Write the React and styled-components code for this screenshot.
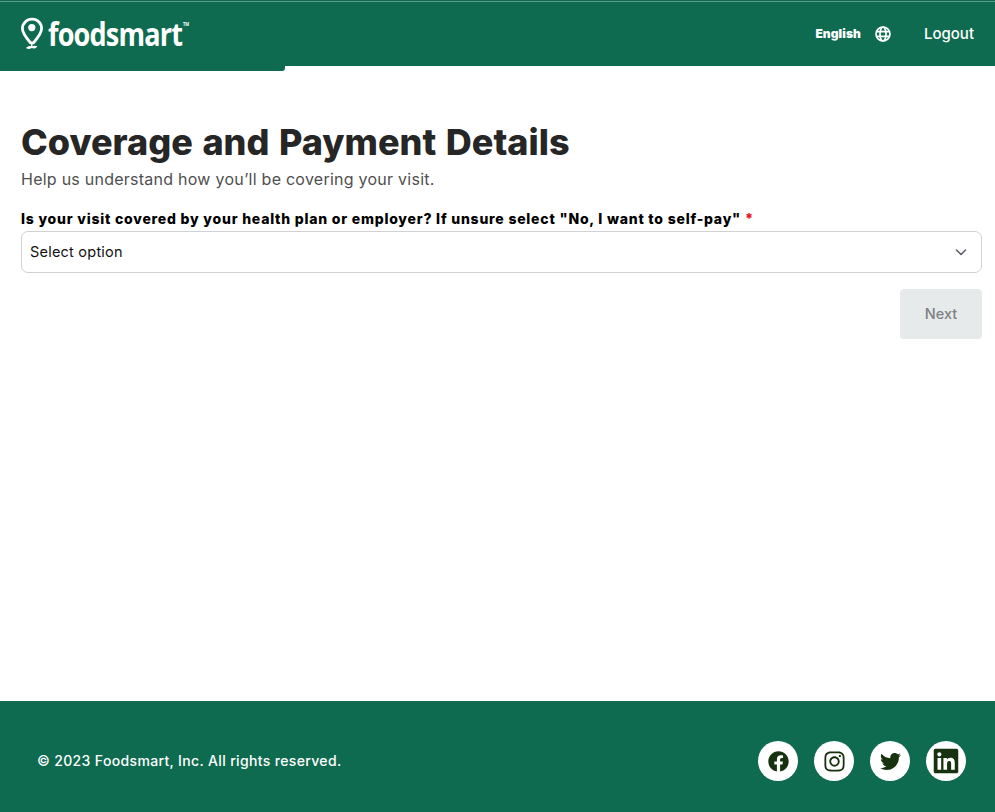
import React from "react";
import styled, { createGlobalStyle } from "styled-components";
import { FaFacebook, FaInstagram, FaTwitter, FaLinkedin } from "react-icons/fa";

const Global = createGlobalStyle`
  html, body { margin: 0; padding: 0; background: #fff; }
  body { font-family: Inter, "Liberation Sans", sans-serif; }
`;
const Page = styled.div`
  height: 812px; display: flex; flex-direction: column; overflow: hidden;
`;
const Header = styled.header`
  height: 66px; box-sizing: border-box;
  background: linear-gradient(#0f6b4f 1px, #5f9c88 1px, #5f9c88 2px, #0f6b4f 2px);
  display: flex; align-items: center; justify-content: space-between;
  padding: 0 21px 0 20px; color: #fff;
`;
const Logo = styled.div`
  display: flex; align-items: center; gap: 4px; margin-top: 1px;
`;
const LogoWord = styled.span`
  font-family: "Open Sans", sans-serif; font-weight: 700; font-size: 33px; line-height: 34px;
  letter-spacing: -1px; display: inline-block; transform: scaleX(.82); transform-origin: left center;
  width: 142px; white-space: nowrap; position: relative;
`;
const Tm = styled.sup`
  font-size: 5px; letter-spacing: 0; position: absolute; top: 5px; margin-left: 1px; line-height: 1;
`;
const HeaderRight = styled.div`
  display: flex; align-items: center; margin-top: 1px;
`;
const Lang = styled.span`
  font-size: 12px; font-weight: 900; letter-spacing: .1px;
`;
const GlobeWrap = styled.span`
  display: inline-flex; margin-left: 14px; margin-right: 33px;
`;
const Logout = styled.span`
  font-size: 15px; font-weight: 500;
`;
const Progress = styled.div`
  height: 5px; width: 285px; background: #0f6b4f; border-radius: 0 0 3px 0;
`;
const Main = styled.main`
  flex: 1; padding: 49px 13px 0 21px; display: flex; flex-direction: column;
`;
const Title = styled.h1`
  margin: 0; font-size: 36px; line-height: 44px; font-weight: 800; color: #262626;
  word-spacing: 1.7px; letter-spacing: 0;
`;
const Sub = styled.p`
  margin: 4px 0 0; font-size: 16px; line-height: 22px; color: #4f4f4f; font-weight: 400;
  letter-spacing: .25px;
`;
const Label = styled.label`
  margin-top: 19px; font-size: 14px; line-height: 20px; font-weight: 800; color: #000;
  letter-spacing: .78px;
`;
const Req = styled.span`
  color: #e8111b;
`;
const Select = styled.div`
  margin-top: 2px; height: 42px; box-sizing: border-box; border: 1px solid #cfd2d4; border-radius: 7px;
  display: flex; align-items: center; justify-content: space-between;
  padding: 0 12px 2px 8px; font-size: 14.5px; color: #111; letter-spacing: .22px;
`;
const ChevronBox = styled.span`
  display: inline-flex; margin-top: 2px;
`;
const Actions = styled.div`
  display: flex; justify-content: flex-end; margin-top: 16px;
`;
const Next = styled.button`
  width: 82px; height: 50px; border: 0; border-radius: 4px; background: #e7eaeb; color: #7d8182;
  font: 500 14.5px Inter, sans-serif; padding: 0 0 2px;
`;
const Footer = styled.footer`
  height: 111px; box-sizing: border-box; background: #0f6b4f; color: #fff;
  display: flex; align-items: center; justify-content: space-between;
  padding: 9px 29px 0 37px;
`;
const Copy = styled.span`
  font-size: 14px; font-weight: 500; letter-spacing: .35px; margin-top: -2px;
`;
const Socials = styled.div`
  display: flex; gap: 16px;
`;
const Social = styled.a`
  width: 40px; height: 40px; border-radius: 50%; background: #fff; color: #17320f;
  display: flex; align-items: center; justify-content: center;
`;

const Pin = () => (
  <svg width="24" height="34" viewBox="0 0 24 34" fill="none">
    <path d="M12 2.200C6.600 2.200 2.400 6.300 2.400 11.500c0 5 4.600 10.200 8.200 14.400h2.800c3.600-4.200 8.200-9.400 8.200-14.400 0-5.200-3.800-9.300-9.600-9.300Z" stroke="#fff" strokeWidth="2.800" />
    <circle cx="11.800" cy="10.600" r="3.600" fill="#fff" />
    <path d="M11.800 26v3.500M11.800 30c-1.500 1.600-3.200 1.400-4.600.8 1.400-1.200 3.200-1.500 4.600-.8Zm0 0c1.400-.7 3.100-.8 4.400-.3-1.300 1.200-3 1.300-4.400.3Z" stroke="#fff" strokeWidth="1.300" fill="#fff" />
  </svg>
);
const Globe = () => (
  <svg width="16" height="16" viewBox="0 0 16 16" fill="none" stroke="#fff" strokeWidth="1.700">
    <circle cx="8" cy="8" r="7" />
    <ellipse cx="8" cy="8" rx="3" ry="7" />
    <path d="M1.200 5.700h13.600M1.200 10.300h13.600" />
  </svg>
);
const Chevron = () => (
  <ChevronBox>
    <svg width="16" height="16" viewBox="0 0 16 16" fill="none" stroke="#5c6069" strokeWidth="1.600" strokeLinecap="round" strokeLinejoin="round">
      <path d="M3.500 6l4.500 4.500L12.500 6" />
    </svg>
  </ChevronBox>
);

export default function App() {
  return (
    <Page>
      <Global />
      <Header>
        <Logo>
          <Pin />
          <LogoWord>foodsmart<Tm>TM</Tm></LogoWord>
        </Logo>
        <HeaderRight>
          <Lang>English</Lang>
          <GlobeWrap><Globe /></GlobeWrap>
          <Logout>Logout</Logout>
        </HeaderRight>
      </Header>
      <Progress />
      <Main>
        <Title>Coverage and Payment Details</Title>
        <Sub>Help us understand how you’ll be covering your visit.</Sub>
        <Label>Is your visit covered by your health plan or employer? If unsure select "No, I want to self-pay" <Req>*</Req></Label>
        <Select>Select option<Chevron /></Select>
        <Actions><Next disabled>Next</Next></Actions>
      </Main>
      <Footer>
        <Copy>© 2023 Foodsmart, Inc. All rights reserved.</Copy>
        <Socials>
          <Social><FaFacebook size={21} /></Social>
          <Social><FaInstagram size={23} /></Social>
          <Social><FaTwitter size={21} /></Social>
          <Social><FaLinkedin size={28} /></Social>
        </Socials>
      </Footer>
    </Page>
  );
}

━━━━━━━━

* Given exercise:
Repeat, with no pictures, each line from the beginning of the data through the line containing "FaInstagram, FaTwitter, FaLinkedin", inclusive.

* Response to this task:
Write the React and styled-components code for this screenshot.
import React from "react";
import styled, { createGlobalStyle } from "styled-components";
import { FaFacebook, FaInstagram, FaTwitter, FaLinkedin } from "react-icons/fa";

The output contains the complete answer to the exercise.